A Predictive Model for IC Self-Heating Based on Effective Medium and Image Charge Theories and Its Implications for Interconnect and Transistor Reliability

Abstract

Spatially resolved precise prediction of local temperature ${T}(\textit {x,y,z})$ is essential to evaluate Arrhenius-activated interconnect (e.g., electromigration) and transistor reliability (e.g., NBTI, HCI, and TDDB). A 3-D finite-element modeling (FEM) do provide excellent results, but the calculation is too time-consuming for a structure that involves eight to ten layers of percolating interconnects, especially for fast turn-around reliability modeling.
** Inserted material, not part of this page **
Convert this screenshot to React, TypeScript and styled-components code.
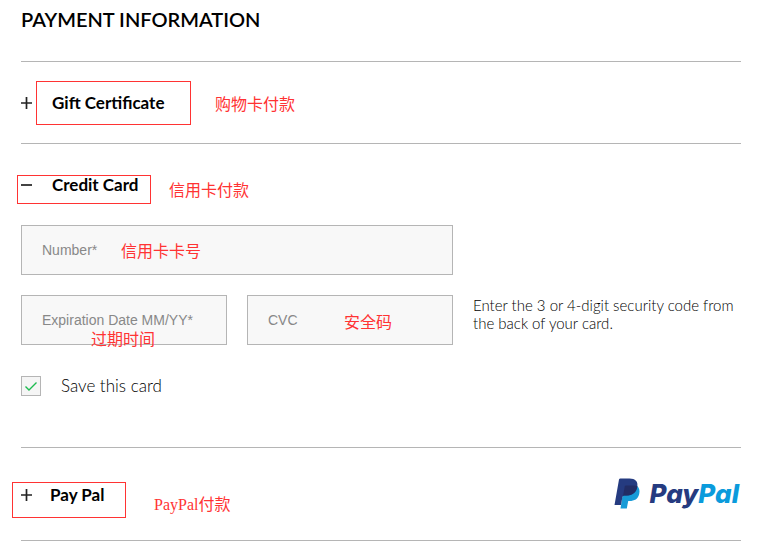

Here, an analytical model that can quickly/accurately determine $\textit {T(x,y,z)}$ will reduce the design time of self-heated modern IC. In this paper, we 1) develop a physics-based electrothermal compact model for ICs to predict $\textit {T(x,y,z)}$ based on the synthesis of effective medium theory, image charge theory, and Rent’s rule; 2) validate our model against 3-D FEM and experimental data; and 3) predict back-end-of-line (BEOL) reliability (i.e., electromigration at each layer) based on the temperature profile. Since our analytical model predicts changes in $\textit {T(x,y,z)}$ with any given IC’s configuration (e.g., interconnect wire length and number distribution, metal volume fraction in BEOL, heat sinks mechanisms, materials, and type of devices), it suggests new opportunities for optimization of performance and reliability of modern ICs.